INSTRUCTION:
Below is some material; set it all down exactly, apart from the pictures.

START GIVEN RECORDS

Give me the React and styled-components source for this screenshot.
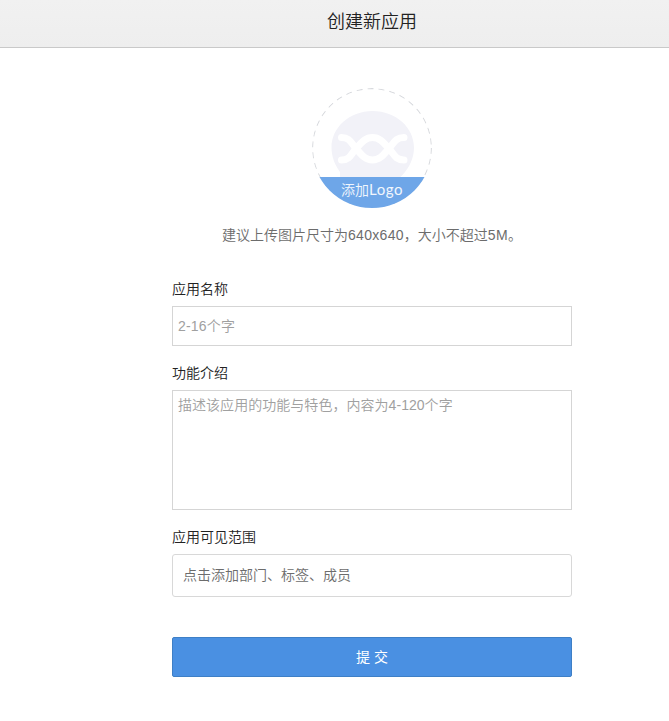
import React from "react";
import styled, { createGlobalStyle } from "styled-components";

const GlobalStyle = createGlobalStyle`
  * { box-sizing: border-box; }
  body {
    margin: 0;
    background: #fff;
    font-family: "Liberation Sans", "Noto Sans CJK SC", sans-serif;
    font-size: 14px;
    font-weight: 350;
    color: #222;
  }
  input, textarea, button { font: inherit; }
`;

const Page = styled.div`
  height: 721px;
  overflow: hidden;
`;

const Header = styled.header`
  display: flex;
  justify-content: center;
  height: 48px;
  padding: 8px 0 0 75px;
  background: linear-gradient(#f1f1f1, #eee);
  border-bottom: 1px solid #c9c9c9;
`;

const Title = styled.h1`
  margin: 0;
  font-size: 18px;
  line-height: 28px;
  font-weight: 350;
`;

const Form = styled.form`
  display: flex;
  flex-direction: column;
  width: 400px;
  margin: 40px 0 0 172px;
`;

const LogoPicker = styled.div`
  display: grid;
  align-self: center;
  width: 120px;
  height: 120px;
  border-radius: 50%;
  overflow: hidden;

  > * { grid-area: 1 / 1; }
`;

const LogoCaption = styled.span`
  align-self: end;
  z-index: 1;
  height: 31px;
  background: #6ea6e8;
  color: #f1f6fd;
  font-family: Lato, "Noto Sans CJK SC", sans-serif;
  font-size: 14px;
  line-height: 25px;
  text-align: center;
`;

const LogoLatin = styled.span`
  font-size: 15px;
  font-weight: 400;
  letter-spacing: 0.5px;
`;

const Hint = styled.p`
  margin: 17px 0 0 50px;
  line-height: 20px;
  color: #6c6c6c;
  white-space: nowrap;
`;

const HintLatin = styled.span`
  letter-spacing: 0.3px;
`;

const Label = styled.label`
  margin-top: ${(p) => p.$gap}px;
  line-height: 20px;
  margin-bottom: 7px;
`;

const TextInput = styled.input`
  width: 400px;
  height: 40px;
  padding: 0 5px;
  border: 1px solid #d5d5d5;
  background: #fff;
  letter-spacing: 0.2px;
  outline: none;
  &::placeholder { color: #a0a0a0; }
`;

const TextArea = styled.textarea`
  display: block;
  width: 400px;
  height: 120px;
  padding: 4px 5px;
  border: 1px solid #d5d5d5;
  line-height: 20px;
  letter-spacing: 0.04px;
  resize: none;
  outline: none;
  &::placeholder { color: #a0a0a0; }
`;

const Scope = styled.div`
  height: 43px;
  padding: 0 10px;
  border: 1px solid #d8d8d8;
  border-radius: 3px;
  line-height: 41px;
  color: #6c6c6c;
`;

const Submit = styled.button`
  height: 40px;
  margin-top: 40px;
  padding: 0 0 2px;
  border: 1px solid #3e7fc6;
  border-radius: 2px;
  background: #4a90e2;
  color: #fff;
  font-weight: 400;
`;

function LogoPlaceholder() {
  return (
    <svg width="120" height="120" viewBox="0 0 120 120" fill="none">
      <circle cx="60" cy="60" r="59.4" stroke="#d8dade" strokeWidth="1.1" strokeDasharray="6 5" />
      <path d="M60.500 23C37.500 23 19.500 39.500 19.500 59.500C19.500 69 23 77 28 84V100H60C84 100 102 80 102 59.500C102 39.500 84 23 60.500 23Z" fill="#f2f2f8" />
      <g stroke="#fff" strokeWidth="7" strokeLinecap="round">
        <path d="M29.500 49.500C38 49.500 39 55 44 60.500S53 72 60.500 72S72 66 77 60.500S83 49.500 92 49.500" />
        <path d="M29.500 72C38 72 39 66 44 60.500S53 49.500 60.500 49.500S72 55 77 60.500S83 72 92 72" />
      </g>
    </svg>
  );
}

export default function App() {
  return (
    <>
      <GlobalStyle />
      <Page>
        <Header>
          <Title>创建新应用</Title>
        </Header>
        <Form onSubmit={(e) => e.preventDefault()}>
          <LogoPicker>
            <LogoPlaceholder />
            <LogoCaption>
              添加<LogoLatin>Logo</LogoLatin>
            </LogoCaption>
          </LogoPicker>
          <Hint>
            建议上传图片尺寸为<HintLatin>640x640</HintLatin>{"\uFF0C"}大小不超过<HintLatin>5M</HintLatin>。
          </Hint>
          <Label $gap={34} htmlFor="name">应用名称</Label>
          <TextInput id="name" placeholder="2-16个字" />
          <Label $gap={17} htmlFor="intro">功能介绍</Label>
          <TextArea id="intro" placeholder={"描述该应用的功能与特色\uFF0C内容为4-120个字"} />
          <Label $gap={17} as="div">应用可见范围</Label>
          <Scope>点击添加部门、标签、成员</Scope>
          <Submit>提 交</Submit>
        </Form>
      </Page>
    </>
  );
}
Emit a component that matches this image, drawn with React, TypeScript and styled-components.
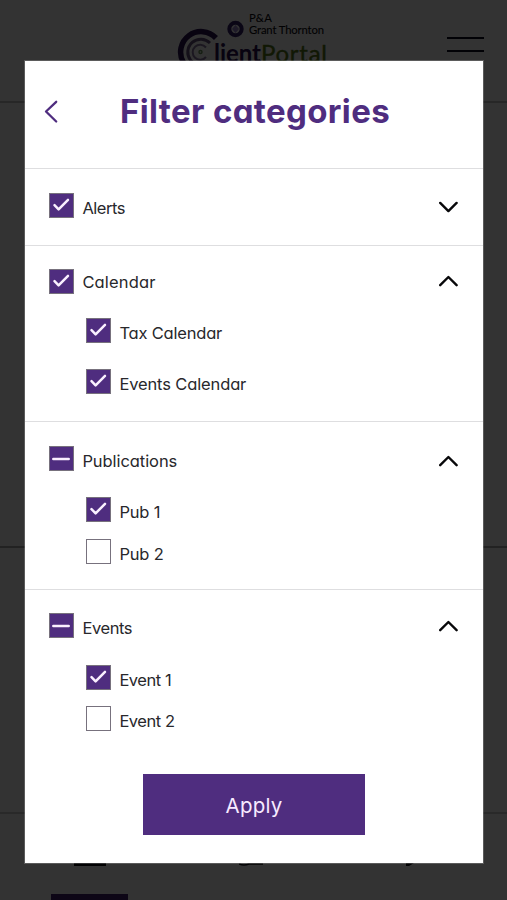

END GIVEN RECORDS

RESPONSE TO THIS TASK:
Give me the React and styled-components source for this screenshot.
import React from "react";
import styled, { createGlobalStyle } from "styled-components";

const GlobalStyle = createGlobalStyle`
  * { box-sizing: border-box; }
  body {
    margin: 0;
    background: #fff;
    font-family: "Liberation Sans", "Noto Sans CJK SC", sans-serif;
    font-size: 14px;
    font-weight: 350;
    color: #222;
  }
  input, textarea, button { font: inherit; }
`;

const Page = styled.div`
  height: 721px;
  overflow: hidden;
`;

const Header = styled.header`
  display: flex;
  justify-content: center;
  height: 48px;
  padding: 8px 0 0 75px;
  background: linear-gradient(#f1f1f1, #eee);
  border-bottom: 1px solid #c9c9c9;
`;

const Title = styled.h1`
  margin: 0;
  font-size: 18px;
  line-height: 28px;
  font-weight: 350;
`;

const Form = styled.form`
  display: flex;
  flex-direction: column;
  width: 400px;
  margin: 40px 0 0 172px;
`;

const LogoPicker = styled.div`
  display: grid;
  align-self: center;
  width: 120px;
  height: 120px;
  border-radius: 50%;
  overflow: hidden;

  > * { grid-area: 1 / 1; }
`;

const LogoCaption = styled.span`
  align-self: end;
  z-index: 1;
  height: 31px;
  background: #6ea6e8;
  color: #f1f6fd;
  font-family: Lato, "Noto Sans CJK SC", sans-serif;
  font-size: 14px;
  line-height: 25px;
  text-align: center;
`;

const LogoLatin = styled.span`
  font-size: 15px;
  font-weight: 400;
  letter-spacing: 0.5px;
`;

const Hint = styled.p`
  margin: 17px 0 0 50px;
  line-height: 20px;
  color: #6c6c6c;
  white-space: nowrap;
`;

const HintLatin = styled.span`
  letter-spacing: 0.3px;
`;

const Label = styled.label`
  margin-top: ${(p) => p.$gap}px;
  line-height: 20px;
  margin-bottom: 7px;
`;

const TextInput = styled.input`
  width: 400px;
  height: 40px;
  padding: 0 5px;
  border: 1px solid #d5d5d5;
  background: #fff;
  letter-spacing: 0.2px;
  outline: none;
  &::placeholder { color: #a0a0a0; }
`;

const TextArea = styled.textarea`
  display: block;
  width: 400px;
  height: 120px;
  padding: 4px 5px;
  border: 1px solid #d5d5d5;
  line-height: 20px;
  letter-spacing: 0.04px;
  resize: none;
  outline: none;
  &::placeholder { color: #a0a0a0; }
`;

const Scope = styled.div`
  height: 43px;
  padding: 0 10px;
  border: 1px solid #d8d8d8;
  border-radius: 3px;
  line-height: 41px;
  color: #6c6c6c;
`;

const Submit = styled.button`
  height: 40px;
  margin-top: 40px;
  padding: 0 0 2px;
  border: 1px solid #3e7fc6;
  border-radius: 2px;
  background: #4a90e2;
  color: #fff;
  font-weight: 400;
`;

function LogoPlaceholder() {
  return (
    <svg width="120" height="120" viewBox="0 0 120 120" fill="none">
      <circle cx="60" cy="60" r="59.4" stroke="#d8dade" strokeWidth="1.1" strokeDasharray="6 5" />
      <path d="M60.500 23C37.500 23 19.500 39.500 19.500 59.500C19.500 69 23 77 28 84V100H60C84 100 102 80 102 59.500C102 39.500 84 23 60.500 23Z" fill="#f2f2f8" />
      <g stroke="#fff" strokeWidth="7" strokeLinecap="round">
        <path d="M29.500 49.500C38 49.500 39 55 44 60.500S53 72 60.500 72S72 66 77 60.500S83 49.500 92 49.500" />
        <path d="M29.500 72C38 72 39 66 44 60.500S53 49.500 60.500 49.500S72 55 77 60.500S83 72 92 72" />
      </g>
    </svg>
  );
}

export default function App() {
  return (
    <>
      <GlobalStyle />
      <Page>
        <Header>
          <Title>创建新应用</Title>
        </Header>
        <Form onSubmit={(e) => e.preventDefault()}>
          <LogoPicker>
            <LogoPlaceholder />
            <LogoCaption>
              添加<LogoLatin>Logo</LogoLatin>
            </LogoCaption>
          </LogoPicker>
          <Hint>
            建议上传图片尺寸为<HintLatin>640x640</HintLatin>{"\uFF0C"}大小不超过<HintLatin>5M</HintLatin>。
          </Hint>
          <Label $gap={34} htmlFor="name">应用名称</Label>
          <TextInput id="name" placeholder="2-16个字" />
          <Label $gap={17} htmlFor="intro">功能介绍</Label>
          <TextArea id="intro" placeholder={"描述该应用的功能与特色\uFF0C内容为4-120个字"} />
          <Label $gap={17} as="div">应用可见范围</Label>
          <Scope>点击添加部门、标签、成员</Scope>
          <Submit>提 交</Submit>
        </Form>
      </Page>
    </>
  );
}
Emit a component that matches this image, drawn with React, TypeScript and styled-components.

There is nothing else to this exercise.